Dalam administrasi publik model klasik menurut Stoker (2004), pemerintah memeiliki tugas kunci yaitu untuk menyampaikan sejumlah pelayanan publik serta menyediakan kesejahteraan. Tugas kunci ini dapat diserahkan kepaa aparat pemerintah dan politisi. Dalam menyediakan pelayanan sebagai wujud dari pelaksanaan tugas kuncinya, Administrasi Publik menunjukkan dominasinya sebagi aktor utama dan membiayainya dari hasil pemungutan pajak dan penggunaan dana-dana pemerintah lainnya. Ole karena itu, menurut Stoker, dominasi yang demikian dapat membuat penyediaan pelayanan tersebut menjadi tidak efisien khusunya apabila terjadi kesenjangan sumberdaya dan kapasitas dari administrasi publik manjadi tidak efektif (Stoker, 2004,20). Hal ini menjadi salah satu kritik terhadap Administrasi Publik Klasik.

Kritik lain terhadap Administrasi Publik klasik berkaitan dengan karakteristik dari Administrasi Publik klasik yang dianggap inter alia, red tape, lamban, tidak sensitive terhadap kebutuhan masyarakat, penggunaan sumberdaya publik yang sia-sia akibat hanya berfokus pada proses dan prosedur dibandingkan kepada hasil, sehingga pada akhirnya menyebabkan munculnya pandangan negatif dari masyarakat yang menganggap Administrasi Publik sebagai beban besar bagi para pembayar pajak (Economic and Social Council UN, 2004, 6). Kritk-kritik sebagaimana tersebut di atas kemudian menyebabkan dukungan bagi adanya Manajemen Publik baru (New Public Management).

New Public Management (NPM) meurut Stoker (2004) mawalnya membari penekanan tentang bagaimana menjaga biaya yang dikeluarkan dalam penyediaan pelayanan melalui disiplin manajemen yang lebih tangguh seperti melalui efisiensi tabungan, penggunaan target kinerja, serta penggunaan competitor untuk memilih penyedia jasa yang paling murah. Dalam pandangan sebagai akibat dari pertumbuhan orientasi konsumsi pemerintah dan perdebatan mengenai reinventing government menyebabkan munculnya kebutuhan akan daya tanggap dari Administrasi Publik dan pilihan yang lebih banyk akan penyadiaan pelayanan publik dibandingkan hanya focus terhadap penghematan biaya saja. Intinya, yang dimaksud dengan manajemen yang lebuh baik adalah apabila pelanggan ditempatkan sebagai focus utama perhatian (putting customers first).

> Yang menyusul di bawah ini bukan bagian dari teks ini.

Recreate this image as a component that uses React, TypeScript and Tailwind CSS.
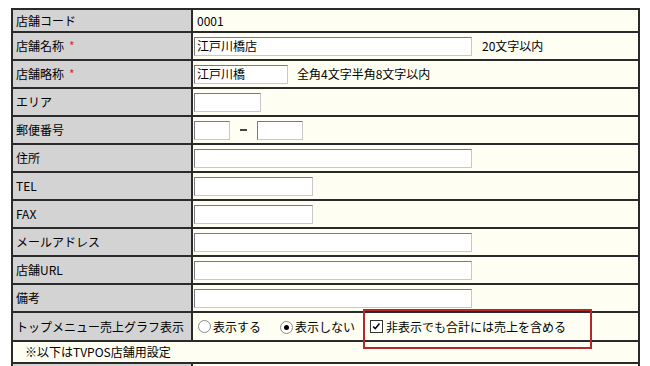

Secara umum, New Public Management (NPM) muncul tahun 1980an dan menguat tahun 1990-an. New Public Management berusaha menggunakan pendekatan sektor swasta dan bisnis ke sektor publik. NPM berbasis pada beberapa teori, salah satunya adalah teori managerial movement. Managerial movement mendorong munculnya NPM berdasarkan pada keberhasilan sektor bisnis dan publik bergantung pada profesionalitas dan kualitas manajernya. Kemajuan dapat dicapai melalui produktivitas yang lebih besar, dan produktivitas ini dapat ditingkatkan melalui disiplin yang ditegakkan oleh para manajer yang berorientasi pada efisiensi dan produktivitas. NPM menggunakan mekanisme dan terminology pasar sehingga memandang hubungan antara badan publik dengan masyarakat sebagai layaknya transaksi penjual dan pembeli, atau layaknya sebagai consumer dan customer tidak sebagai patron dan clien sebagaimana yang dianut oleh paradigma sebelumnya yaitu old public administration. Dalam praktek NPM peran manajer publik ditantang untuk selalu melakukan inovasi dalam pencapaian tujuan. Manajer publik didesak untuk “mengarahkan bukannya mengayuh,” yang bermakna bahwa beban pelayanan publik tidak dijalankan sendiri tetapi sebisa mungkin didorong untuk dijalankan oleh pihak lain melalui mekanisme pasar.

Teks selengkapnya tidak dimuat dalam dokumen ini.